Since then, he has worked seven days a week – unpaid – trying to sift through the mountain of information that has flooded in and overseeing areas of investigation he felt might be useful.

It was Hedges who suggested searching underneath the two bridges over which Jack is known to have walked with metal detectors to see if he had dropped his phone – which has never been found – onto the banks of the water below, as well as searching the areas around where Jack’s phone gave off its last GPS location signal at 5.40am.

Hedges recognises this is a singularly difficult case, not in the least because of the geography of the area where Jack went missing. When he undertook a tour with Catherine, he was struck immediately by the ‘challenging’ nature of the search area.

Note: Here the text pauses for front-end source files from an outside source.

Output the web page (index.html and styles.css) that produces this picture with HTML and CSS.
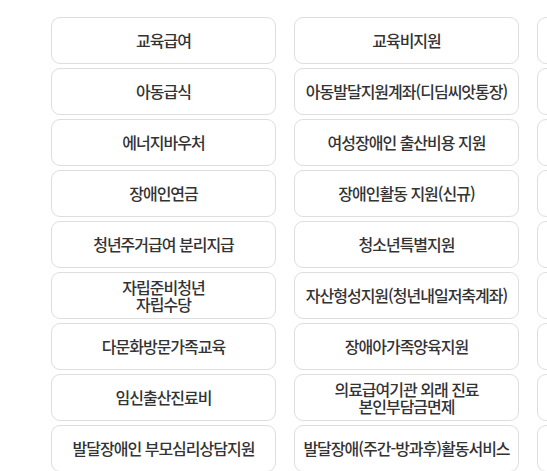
FILE: index.html
```html
<!DOCTYPE html>
<html lang="ko">
<head>
  <meta charset="UTF-8">
  <title>복지서비스 목록</title>
  <link rel="stylesheet" href="styles.css">
</head>
<body>

<div class="service-list">
  <button class="service">교육급여</button>
  <button class="service">교육비지원</button>
  <button class="service"></button>

  <button class="service">아동급식</button>
  <button class="service">아동발달지원계좌(디딤씨앗통장)</button>
  <button class="service"></button>

  <button class="service">에너지바우처</button>
  <button class="service">여성장애인 출산비용 지원</button>
  <button class="service"></button>

  <button class="service">장애인연금</button>
  <button class="service">장애인활동 지원(신규)</button>
  <button class="service"></button>

  <button class="service">청년주거급여 분리지급</button>
  <button class="service">청소년특별지원</button>
  <button class="service"></button>

  <button class="service">자립준비청년<br>자립수당</button>
  <button class="service">자산형성지원(청년내일저축계좌)</button>
  <button class="service"></button>

  <button class="service">다문화방문가족교육</button>
  <button class="service">장애아가족양육지원</button>
  <button class="service"></button>

  <button class="service">임신출산진료비</button>
  <button class="service">의료급여기관 외래 진료<br>본인부담금면제</button>
  <button class="service"></button>

  <button class="service">발달장애인 부모심리상담지원</button>
  <button class="service">발달장애(주간-방과후)활동서비스</button>
  <button class="service"></button>
</div>

</body>
</html>
```

FILE: styles.css
```css
html {
  overflow: hidden;
}

body {
  margin: 0;
  background: #fff;
  font-family: "Noto Sans CJK KR", "Noto Sans", sans-serif;
  color: #333;
}

.service-list {
  display: grid;
  grid-template-columns: repeat(3, 225px);
  grid-auto-rows: 47px;
  column-gap: 18px;
  row-gap: 4px;
  padding: 17px 0 0 51px;
  width: max-content;
}

.service {
  display: flex;
  align-items: center;
  justify-content: center;
  background: #fff;
  border: 1px solid #dedede;
  border-radius: 9px;
  padding: 0 4px;
  font-family: inherit;
  font-size: 16px;
  font-weight: 500;
  letter-spacing: -1px;
  line-height: 17px;
  color: #333;
  text-align: center;
  cursor: pointer;
}

.service:hover {
  background: #f7f7f7;
}
```
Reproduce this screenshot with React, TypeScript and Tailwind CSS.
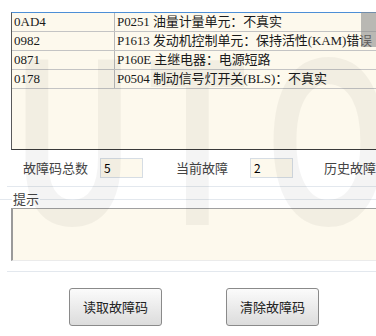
import React from "react";

const rows = [
  { code: "0AD4", desc: "P0251 油量计量单元：不真实" },
  { code: "0982", desc: "P1613 发动机控制单元：保持活性(KAM)错误" },
  { code: "0871", desc: "P160E 主继电器：电源短路" },
  { code: "0178", desc: "P0504 制动信号灯开关(BLS)：不真实" },
];

const cellFont = { fontFamily: '"Liberation Serif", "Noto Sans CJK SC", serif' };
const uiFont = { fontFamily: '"Noto Sans CJK SC", "Liberation Sans", sans-serif' };

export default function App() {
  return (
    <div className="relative w-[376px] h-[336px] bg-white overflow-hidden" style={uiFont}>
      {/* table */}
      <div className="pt-[12px] pl-[11px]">
        <div className="w-[380px] h-[138px] bg-[#fdf9ed] border-t border-t-[#4d8fd6] border-l border-l-[#5a5a5a] border-b border-b-[#3a3a3a]">
          {rows.map((r) => (
            <div key={r.code} className="flex h-[19px] border-b border-b-[#c4c4c4] text-[13px] leading-[18px] text-[#1a1a1a]" style={cellFont}>
              <div className="w-[103px] pl-[2px] border-r border-r-[#b8b8b8] whitespace-nowrap">{r.code}</div>
              <div className="pl-[2px] whitespace-nowrap tracking-[-0.1px]">{r.desc}</div>
            </div>
          ))}
        </div>
      </div>

      {/* counters */}
      <div className="flex items-center h-[37px] border-b border-b-[#e3e8ee] ml-[7px] text-[13px] text-[#444]">
        <span className="ml-[16px] whitespace-nowrap">故障码总数</span>
        <div className="ml-[12px] w-[60px] h-[20px] bg-[#fdf9ed] border border-[#d6dde4] pl-[3px] text-[12px] leading-[18px] text-black">5</div>
        <span className="ml-[33px] whitespace-nowrap">当前故障</span>
        <div className="ml-[22px] w-[60px] h-[20px] bg-[#fdf9ed] border border-[#d6dde4] pl-[3px] text-[12px] leading-[18px] text-black">2</div>
        <span className="ml-[31px] whitespace-nowrap">历史故障</span>
      </div>

      {/* hint group */}
      <div className="flex items-center h-[21px] pt-[3px]">
        <div className="w-[12px] h-px bg-[#e3e8ee]" />
        <span className="text-[13px] leading-[18px] text-[#444] px-[1px]">提示</span>
        <div className="flex-1 h-px bg-[#e3e8ee]" />
      </div>
      <div className="ml-[11px] w-[380px] h-[53px] bg-[#fdf9ed] border-t border-t-[#a0a0a0] border-l-2 border-l-[#9a9a9a] border-b border-b-[#ebebeb]" />
      <div className="ml-[7px] mt-[10px] h-px bg-[#e3e8ee]" />

      {/* buttons */}
      <div className="flex mt-[16px] pl-[69px] gap-[64px]">
        <button className="w-[93px] h-[38px] rounded-[3px] border border-[#8a8a8a] bg-gradient-to-b from-[#fbfbfb] to-[#dcdcdc] text-[13px] text-[#222]">读取故障码</button>
        <button className="w-[93px] h-[38px] rounded-[3px] border border-[#8a8a8a] bg-gradient-to-b from-[#fbfbfb] to-[#dcdcdc] text-[13px] text-[#222]">清除故障码</button>
      </div>

      {/* top-right grey block */}
      <div className="absolute left-[361px] top-[12px] w-[15px] h-[35px] bg-[#8c8c8c]/60 pointer-events-none" />

      {/* watermark */}
      <div aria-hidden="true" className="absolute inset-0 pointer-events-none select-none" style={{ fontFamily: '"Liberation Sans", sans-serif' }}>
        <span className="absolute left-[16px] top-[22px] text-[240px] leading-none font-bold text-black/[0.045] origin-left scale-x-[0.66]">U</span>
        <span className="absolute left-[149px] top-[22px] text-[240px] leading-none font-bold text-black/[0.045] origin-left scale-x-[0.66]">T</span>
        <span className="absolute left-[267px] top-[22px] text-[240px] leading-none font-bold text-black/[0.045] origin-left scale-x-[0.66]">O</span>
      </div>
    </div>
  );
}
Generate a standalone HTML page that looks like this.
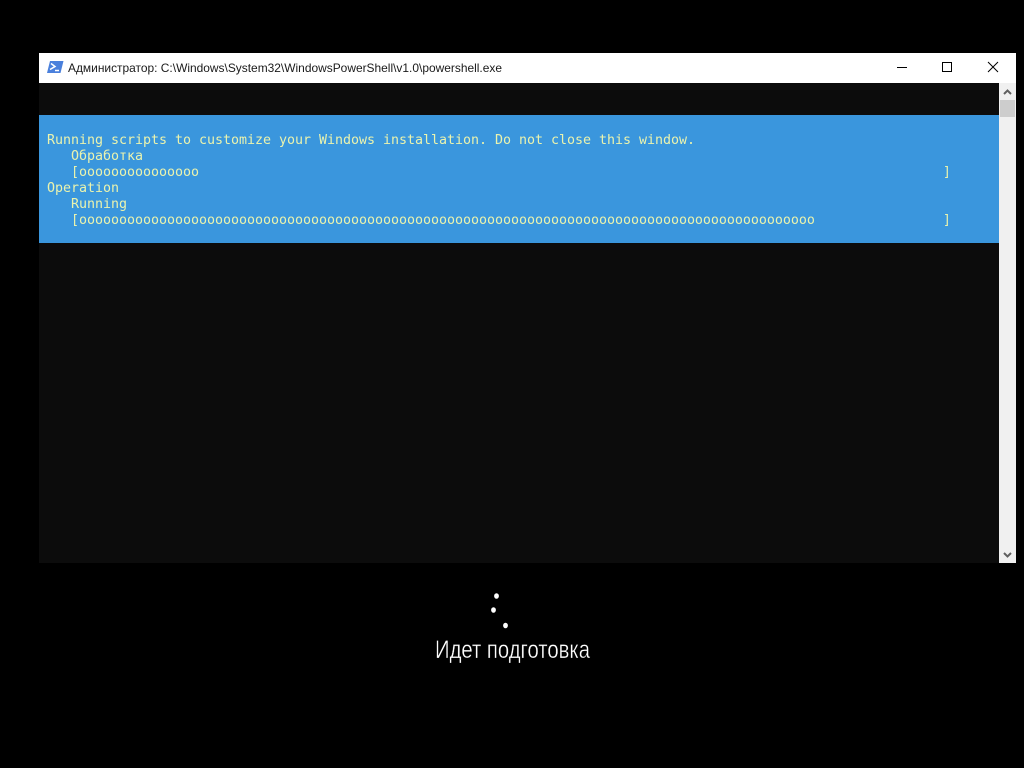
<!DOCTYPE html>
<html lang="ru">
<head>
<meta charset="utf-8">
<title>PowerShell</title>
<style>
html,body{margin:0;padding:0;background:#000;width:1024px;height:768px;overflow:hidden}
div,svg,pre{position:absolute;margin:0}
#title{left:39px;top:53px;width:977px;height:30px;background:#fff}
#console{left:39px;top:83px;width:960px;height:480px;background:#0c0c0c}
#blue{left:39px;top:115px;width:960px;height:128px;background:#3a96dd}
#sb{left:999px;top:83px;width:17px;height:480px;background:#f0f0f0}
#thumb{left:1000px;top:100px;width:15px;height:17px;background:#cdcdcd}
pre{left:47px;top:133px;font:13.33px/16px "DejaVu Sans Mono","Liberation Mono",monospace;letter-spacing:-.025px;color:#eaf3ae;white-space:pre}
</style>
</head>
<body>
<div id="title"></div>
<div id="console"></div>
<div id="blue"></div>
<div id="sb"></div>
<div id="thumb"></div>
<pre>Running scripts to customize your Windows installation. Do not close this window.
   Обработка
   [ooooooooooooooo                                                                                             ]
Operation
   Running
   [oooooooooooooooooooooooooooooooooooooooooooooooooooooooooooooooooooooooooooooooooooooooooooo                ]</pre>
<svg width="1024" height="768" viewBox="0 0 1024 768" style="left:0;top:0">
  <path d="M50 61H63.5L60.5 73H47Z" fill="#4a80dc"/>
  <path d="M51 63.5L55 66.5L50 69.5" fill="none" stroke="#fff" stroke-width="1.5"/>
  <path d="M55 70.5H59" stroke="#fff" stroke-width="1.5"/>
  <text x="68" y="72" font-family="'Liberation Sans',sans-serif" font-size="12" fill="#1a1a1a" textLength="434" lengthAdjust="spacingAndGlyphs">Администратор: C:\Windows\System32\WindowsPowerShell\v1.0\powershell.exe</text>
  <path d="M897 67.5H907" stroke="#000" stroke-width="1"/>
  <rect x="942.5" y="62.5" width="9" height="9" fill="none" stroke="#000" stroke-width="1"/>
  <path d="M988 62L998 72M998 62L988 72" stroke="#000" stroke-width="1"/>
  <path d="M1004 94L1007.5 90.5L1011 94" fill="none" stroke="#606060" stroke-width="2"/>
  <path d="M1004 553L1007.5 556.5L1011 553" fill="none" stroke="#606060" stroke-width="2"/>
  <ellipse cx="496.5" cy="596" rx="2.4" ry="2.8" fill="#fff"/>
  <ellipse cx="493.5" cy="610" rx="2.4" ry="2.8" fill="#fff"/>
  <ellipse cx="505.5" cy="625.5" rx="2.4" ry="2.8" fill="#fff"/>
  <text x="435" y="658" font-family="'Liberation Sans',sans-serif" font-size="25" fill="#fff" stroke="#000" stroke-width=".35" paint-order="normal" textLength="155" lengthAdjust="spacingAndGlyphs">Идет подготовка</text>
</svg>
</body>
</html>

‘The water and the roads network there is incredibly complex,’ he says. ‘And the other thing that struck me was that walking around some of those areas is that I’m not sure I want to be there at two o’clock in the morning. It’s quite dark and not very nice.

‘At that time of the morning, a young man could be vulnerable to walking into something going on around there, be it drug dealing or similar. You also have to have your wits about you if you’re crossing over those roads, so that adds to the potential for all sorts of things happening.

‘The police will say that they did lots of searches, but it’s been quite difficult to discern exactly what they have and haven’t done, and that’s what I would have liked to have been able to understand.’

It is not knowing exactly what has been thoroughly searched – and what hasn’t – as well as ongoing issues with accessing data from Jack’s mobile phone and Apple AirTag, that continue to haunt the family.

‘These are the two things really troubling them,’ he says. ‘If you have any humanity at all, you can understand the personal story there.

‘In today’s digital and connected world, it is hard to imagine that someone can simply vanish without trace, but this is what has happened to Jack. Is there something that we do not know about?’

He pauses. ‘Maybe something that someone has seen will help us to unlock this mystery.’